(Aim of the exercise)
Look for "components" in the listing below. Gather each line that contains it.
## begin
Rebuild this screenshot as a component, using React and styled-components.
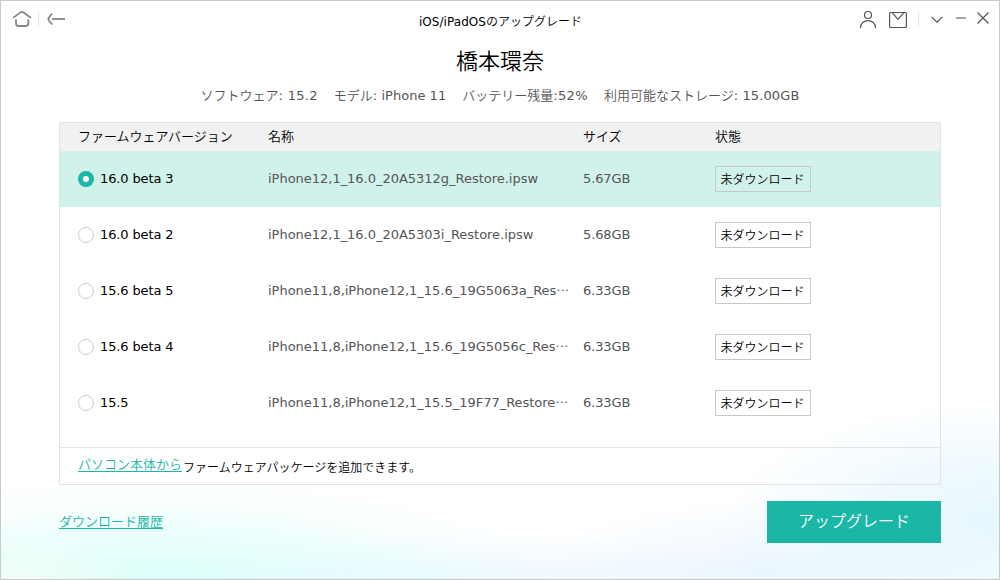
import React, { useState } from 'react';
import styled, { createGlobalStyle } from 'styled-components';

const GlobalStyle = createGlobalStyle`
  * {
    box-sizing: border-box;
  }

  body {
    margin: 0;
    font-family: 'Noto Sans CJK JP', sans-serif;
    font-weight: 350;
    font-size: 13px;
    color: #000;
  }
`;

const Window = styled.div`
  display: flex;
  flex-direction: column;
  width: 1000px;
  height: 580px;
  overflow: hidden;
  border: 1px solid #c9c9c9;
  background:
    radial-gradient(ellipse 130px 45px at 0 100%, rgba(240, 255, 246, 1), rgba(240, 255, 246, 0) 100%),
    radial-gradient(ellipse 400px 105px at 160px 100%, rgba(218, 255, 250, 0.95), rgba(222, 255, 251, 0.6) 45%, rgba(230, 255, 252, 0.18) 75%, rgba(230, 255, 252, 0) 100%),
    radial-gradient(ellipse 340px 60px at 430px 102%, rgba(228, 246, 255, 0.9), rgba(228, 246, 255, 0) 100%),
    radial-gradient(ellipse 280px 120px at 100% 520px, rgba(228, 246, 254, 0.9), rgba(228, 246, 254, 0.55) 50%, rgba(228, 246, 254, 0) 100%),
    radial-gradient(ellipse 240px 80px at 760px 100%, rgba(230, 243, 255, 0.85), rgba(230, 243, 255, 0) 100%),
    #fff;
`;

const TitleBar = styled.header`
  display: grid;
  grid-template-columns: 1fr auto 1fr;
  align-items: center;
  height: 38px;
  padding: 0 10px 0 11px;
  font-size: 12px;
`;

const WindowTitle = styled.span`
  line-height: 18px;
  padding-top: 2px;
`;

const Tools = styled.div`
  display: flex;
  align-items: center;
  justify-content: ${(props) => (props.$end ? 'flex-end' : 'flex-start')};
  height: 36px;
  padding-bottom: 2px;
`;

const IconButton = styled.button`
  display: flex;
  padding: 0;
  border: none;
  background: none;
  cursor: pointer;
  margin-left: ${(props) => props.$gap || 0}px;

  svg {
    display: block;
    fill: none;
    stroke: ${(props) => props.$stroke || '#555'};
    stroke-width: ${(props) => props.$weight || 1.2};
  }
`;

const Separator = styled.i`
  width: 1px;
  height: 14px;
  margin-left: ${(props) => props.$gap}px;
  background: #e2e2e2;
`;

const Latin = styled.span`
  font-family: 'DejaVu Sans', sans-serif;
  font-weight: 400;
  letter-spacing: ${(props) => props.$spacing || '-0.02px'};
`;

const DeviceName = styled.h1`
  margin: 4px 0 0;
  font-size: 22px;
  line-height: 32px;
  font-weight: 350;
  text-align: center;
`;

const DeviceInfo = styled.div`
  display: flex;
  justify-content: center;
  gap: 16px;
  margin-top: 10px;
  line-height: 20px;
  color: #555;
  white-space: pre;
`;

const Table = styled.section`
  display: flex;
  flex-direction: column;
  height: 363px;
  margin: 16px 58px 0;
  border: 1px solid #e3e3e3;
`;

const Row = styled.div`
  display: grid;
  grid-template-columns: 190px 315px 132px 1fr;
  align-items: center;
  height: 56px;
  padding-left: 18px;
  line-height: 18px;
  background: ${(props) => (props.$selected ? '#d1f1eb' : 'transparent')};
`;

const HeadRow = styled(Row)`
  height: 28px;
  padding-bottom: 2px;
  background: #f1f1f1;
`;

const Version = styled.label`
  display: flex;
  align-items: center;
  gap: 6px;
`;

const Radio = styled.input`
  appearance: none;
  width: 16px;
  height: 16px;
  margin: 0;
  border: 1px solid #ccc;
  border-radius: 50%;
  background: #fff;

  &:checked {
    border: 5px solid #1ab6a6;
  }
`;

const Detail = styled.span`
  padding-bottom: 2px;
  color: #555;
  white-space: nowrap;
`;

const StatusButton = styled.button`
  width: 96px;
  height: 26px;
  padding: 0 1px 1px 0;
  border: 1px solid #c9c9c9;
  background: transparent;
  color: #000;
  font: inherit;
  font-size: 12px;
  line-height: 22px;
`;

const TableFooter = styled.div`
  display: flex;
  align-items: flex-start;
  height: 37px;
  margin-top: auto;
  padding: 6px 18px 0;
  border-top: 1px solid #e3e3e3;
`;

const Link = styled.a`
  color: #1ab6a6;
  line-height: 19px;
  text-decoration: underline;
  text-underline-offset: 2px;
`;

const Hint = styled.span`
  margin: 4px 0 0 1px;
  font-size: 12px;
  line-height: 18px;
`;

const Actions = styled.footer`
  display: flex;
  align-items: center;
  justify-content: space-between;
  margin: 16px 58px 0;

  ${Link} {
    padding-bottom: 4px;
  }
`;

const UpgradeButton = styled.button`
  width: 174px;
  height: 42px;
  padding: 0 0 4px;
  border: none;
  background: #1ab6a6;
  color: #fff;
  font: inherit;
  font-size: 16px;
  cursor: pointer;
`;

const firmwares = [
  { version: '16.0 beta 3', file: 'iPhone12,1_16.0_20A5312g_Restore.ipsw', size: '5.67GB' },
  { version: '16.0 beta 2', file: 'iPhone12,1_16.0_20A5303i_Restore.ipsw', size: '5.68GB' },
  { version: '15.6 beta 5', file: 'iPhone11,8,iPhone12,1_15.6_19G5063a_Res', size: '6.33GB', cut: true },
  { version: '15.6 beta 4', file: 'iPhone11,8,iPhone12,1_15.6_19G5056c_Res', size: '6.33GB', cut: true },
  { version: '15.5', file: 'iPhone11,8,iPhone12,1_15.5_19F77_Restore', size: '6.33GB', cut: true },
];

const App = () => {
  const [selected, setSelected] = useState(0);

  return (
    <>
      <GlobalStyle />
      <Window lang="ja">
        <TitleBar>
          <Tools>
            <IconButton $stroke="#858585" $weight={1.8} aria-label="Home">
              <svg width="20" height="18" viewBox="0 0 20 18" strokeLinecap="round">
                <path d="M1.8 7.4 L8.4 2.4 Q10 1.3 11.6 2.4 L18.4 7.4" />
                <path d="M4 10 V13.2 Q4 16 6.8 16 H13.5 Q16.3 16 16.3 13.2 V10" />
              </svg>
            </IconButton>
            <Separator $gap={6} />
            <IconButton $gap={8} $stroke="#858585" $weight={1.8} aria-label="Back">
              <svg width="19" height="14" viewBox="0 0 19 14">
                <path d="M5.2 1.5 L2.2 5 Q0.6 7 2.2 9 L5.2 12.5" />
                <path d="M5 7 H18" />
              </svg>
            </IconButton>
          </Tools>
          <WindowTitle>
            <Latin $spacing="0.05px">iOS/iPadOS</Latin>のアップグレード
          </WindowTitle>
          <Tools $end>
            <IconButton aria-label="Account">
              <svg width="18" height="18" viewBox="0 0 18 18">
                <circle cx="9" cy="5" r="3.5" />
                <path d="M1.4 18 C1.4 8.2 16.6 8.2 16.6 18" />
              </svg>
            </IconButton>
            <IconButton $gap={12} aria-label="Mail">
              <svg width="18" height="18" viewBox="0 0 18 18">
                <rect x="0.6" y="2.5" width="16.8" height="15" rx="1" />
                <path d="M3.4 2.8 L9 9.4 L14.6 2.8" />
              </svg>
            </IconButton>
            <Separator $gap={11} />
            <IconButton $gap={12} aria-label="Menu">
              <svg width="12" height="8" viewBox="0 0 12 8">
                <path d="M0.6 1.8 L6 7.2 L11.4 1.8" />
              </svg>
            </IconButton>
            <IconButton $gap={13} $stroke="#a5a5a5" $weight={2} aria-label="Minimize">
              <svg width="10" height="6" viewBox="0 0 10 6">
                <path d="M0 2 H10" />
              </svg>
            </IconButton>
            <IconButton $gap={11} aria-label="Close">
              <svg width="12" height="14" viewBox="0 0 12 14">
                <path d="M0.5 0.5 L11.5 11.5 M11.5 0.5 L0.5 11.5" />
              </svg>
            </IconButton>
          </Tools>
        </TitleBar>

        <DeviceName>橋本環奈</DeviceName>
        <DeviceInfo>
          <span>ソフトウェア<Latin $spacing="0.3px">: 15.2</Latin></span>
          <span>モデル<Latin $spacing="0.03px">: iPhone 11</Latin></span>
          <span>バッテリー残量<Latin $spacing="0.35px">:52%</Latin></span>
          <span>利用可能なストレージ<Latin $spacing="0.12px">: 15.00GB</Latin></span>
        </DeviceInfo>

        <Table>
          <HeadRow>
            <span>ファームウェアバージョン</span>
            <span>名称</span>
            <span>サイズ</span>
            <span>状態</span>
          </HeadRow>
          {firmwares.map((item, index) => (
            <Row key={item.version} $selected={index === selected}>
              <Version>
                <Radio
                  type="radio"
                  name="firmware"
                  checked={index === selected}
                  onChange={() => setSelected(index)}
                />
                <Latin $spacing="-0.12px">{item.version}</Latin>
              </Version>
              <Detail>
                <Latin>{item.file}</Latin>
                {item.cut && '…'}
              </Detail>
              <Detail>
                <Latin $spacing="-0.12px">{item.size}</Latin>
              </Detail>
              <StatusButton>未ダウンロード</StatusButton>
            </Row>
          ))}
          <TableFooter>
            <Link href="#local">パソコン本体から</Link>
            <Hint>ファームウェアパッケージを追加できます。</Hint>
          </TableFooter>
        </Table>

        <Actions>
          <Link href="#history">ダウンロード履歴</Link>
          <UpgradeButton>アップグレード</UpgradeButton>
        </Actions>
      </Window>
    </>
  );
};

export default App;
## end
(Written response)
Rebuild this screenshot as a component, using React and styled-components.
import styled, { createGlobalStyle } from 'styled-components';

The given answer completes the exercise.